#### [What the exercise asks]
Count lines holding the word "that". Only the number is wanted.
-=-=-
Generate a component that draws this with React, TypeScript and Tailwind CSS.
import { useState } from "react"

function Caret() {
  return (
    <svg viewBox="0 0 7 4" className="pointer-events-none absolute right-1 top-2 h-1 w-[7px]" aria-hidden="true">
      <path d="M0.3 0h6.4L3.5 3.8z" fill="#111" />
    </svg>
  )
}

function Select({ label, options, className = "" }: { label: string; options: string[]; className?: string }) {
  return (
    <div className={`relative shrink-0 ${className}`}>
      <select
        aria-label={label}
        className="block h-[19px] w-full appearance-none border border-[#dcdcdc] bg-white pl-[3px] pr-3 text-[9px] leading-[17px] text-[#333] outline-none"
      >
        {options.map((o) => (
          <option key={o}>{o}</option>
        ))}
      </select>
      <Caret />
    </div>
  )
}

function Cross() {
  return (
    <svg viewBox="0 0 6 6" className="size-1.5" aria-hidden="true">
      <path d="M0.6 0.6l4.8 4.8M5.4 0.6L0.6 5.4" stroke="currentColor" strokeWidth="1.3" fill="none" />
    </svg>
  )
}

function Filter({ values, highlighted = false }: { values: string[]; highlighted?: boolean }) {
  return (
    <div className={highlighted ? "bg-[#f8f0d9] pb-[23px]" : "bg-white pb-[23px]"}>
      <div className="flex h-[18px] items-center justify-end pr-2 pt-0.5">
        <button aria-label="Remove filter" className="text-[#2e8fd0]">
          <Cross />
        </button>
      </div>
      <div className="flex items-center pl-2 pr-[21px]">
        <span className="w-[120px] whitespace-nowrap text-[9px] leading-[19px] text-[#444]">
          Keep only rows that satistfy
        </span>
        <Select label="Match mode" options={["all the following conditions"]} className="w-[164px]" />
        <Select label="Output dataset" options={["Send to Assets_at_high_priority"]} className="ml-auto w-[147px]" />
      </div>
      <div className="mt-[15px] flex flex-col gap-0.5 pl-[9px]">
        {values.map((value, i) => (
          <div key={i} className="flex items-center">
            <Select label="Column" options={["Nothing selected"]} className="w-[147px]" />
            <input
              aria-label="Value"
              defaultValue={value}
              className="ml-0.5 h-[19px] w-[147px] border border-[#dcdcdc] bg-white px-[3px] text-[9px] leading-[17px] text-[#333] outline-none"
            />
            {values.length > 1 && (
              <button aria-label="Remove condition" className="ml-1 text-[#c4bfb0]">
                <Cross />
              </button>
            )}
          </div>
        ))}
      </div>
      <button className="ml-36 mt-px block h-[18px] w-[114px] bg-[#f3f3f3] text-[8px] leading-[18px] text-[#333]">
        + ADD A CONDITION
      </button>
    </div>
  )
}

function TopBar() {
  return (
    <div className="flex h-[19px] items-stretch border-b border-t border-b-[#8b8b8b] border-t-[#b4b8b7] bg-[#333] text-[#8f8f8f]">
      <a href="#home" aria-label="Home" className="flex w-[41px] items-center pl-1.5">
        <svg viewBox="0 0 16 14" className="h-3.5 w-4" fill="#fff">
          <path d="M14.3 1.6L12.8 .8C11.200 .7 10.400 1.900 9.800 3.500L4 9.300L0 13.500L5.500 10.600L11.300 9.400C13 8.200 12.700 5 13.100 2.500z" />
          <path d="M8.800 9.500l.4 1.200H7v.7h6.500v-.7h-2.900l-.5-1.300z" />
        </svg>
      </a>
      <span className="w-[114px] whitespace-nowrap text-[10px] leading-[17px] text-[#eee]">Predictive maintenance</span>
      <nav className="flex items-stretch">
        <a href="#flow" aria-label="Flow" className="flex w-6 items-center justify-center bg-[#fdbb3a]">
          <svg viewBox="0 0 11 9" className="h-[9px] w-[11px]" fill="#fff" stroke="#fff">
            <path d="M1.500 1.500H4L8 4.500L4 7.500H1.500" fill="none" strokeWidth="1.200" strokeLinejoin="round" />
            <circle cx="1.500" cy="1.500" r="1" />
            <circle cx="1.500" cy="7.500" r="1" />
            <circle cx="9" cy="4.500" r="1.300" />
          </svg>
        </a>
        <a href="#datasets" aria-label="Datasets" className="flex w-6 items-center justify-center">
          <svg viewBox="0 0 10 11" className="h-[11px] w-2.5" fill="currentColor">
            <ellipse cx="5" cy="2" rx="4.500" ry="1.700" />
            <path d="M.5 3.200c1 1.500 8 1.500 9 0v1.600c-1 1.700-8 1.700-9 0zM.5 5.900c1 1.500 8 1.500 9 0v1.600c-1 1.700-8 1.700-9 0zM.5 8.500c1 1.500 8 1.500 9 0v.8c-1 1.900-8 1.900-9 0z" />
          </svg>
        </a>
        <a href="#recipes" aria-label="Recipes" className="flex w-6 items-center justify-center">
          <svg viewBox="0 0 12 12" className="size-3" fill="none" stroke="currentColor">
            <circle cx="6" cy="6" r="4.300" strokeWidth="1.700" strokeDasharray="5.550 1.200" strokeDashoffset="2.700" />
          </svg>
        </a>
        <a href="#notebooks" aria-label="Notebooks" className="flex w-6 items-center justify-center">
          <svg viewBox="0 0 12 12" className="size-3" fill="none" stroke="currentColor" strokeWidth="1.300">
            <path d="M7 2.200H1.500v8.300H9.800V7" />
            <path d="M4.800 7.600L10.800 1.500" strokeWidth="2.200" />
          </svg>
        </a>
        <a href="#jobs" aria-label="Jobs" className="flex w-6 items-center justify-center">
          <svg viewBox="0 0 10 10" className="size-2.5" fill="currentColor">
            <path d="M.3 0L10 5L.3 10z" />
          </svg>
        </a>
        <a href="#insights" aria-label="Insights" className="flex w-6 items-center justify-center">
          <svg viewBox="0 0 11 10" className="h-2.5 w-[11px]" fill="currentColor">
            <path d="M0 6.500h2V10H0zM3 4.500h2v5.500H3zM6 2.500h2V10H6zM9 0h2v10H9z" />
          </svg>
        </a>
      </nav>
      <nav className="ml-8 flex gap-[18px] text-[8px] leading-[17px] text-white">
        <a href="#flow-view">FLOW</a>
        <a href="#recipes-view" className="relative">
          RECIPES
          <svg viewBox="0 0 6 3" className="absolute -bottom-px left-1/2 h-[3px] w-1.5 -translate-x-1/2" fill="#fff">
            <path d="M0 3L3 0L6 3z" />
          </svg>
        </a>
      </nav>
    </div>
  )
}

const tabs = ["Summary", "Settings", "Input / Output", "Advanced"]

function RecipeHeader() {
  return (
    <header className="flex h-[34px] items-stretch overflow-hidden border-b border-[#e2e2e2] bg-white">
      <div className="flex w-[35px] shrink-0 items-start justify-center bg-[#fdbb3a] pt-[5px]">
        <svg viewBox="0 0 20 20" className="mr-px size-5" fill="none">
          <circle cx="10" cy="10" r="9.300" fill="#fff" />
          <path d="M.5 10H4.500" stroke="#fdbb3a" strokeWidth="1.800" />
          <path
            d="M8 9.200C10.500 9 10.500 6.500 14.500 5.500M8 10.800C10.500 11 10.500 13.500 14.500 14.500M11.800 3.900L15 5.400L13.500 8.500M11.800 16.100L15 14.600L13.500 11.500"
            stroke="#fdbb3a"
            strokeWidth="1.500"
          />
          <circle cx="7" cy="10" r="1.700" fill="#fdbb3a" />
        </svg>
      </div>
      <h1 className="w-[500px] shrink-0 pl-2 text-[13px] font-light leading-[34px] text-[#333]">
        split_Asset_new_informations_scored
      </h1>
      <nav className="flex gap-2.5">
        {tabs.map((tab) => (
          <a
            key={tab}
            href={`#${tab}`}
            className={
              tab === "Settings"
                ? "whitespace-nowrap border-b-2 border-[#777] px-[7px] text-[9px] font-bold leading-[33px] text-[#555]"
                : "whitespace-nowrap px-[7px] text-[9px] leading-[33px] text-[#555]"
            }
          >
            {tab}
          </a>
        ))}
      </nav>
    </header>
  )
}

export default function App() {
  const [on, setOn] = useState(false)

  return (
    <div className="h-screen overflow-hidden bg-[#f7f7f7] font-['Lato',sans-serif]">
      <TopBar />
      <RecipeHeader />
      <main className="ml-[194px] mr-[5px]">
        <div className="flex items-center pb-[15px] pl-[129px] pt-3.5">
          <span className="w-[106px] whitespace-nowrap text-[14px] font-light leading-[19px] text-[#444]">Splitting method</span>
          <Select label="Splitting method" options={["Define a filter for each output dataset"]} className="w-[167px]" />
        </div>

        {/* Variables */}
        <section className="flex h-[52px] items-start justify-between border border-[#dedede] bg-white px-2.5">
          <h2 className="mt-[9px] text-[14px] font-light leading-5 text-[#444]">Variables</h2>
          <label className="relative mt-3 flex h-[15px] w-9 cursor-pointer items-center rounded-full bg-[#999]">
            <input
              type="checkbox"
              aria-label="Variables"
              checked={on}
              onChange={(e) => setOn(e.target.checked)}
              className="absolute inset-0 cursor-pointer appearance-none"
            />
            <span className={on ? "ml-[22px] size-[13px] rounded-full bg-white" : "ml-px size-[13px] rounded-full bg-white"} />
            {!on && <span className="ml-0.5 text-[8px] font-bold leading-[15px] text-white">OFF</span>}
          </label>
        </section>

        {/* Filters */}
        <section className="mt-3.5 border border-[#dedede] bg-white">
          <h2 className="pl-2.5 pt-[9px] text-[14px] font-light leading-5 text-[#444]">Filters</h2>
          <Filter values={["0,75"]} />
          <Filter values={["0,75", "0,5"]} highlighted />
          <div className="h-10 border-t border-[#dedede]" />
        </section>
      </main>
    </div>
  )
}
-=-=-
#### [Solution to this task]
2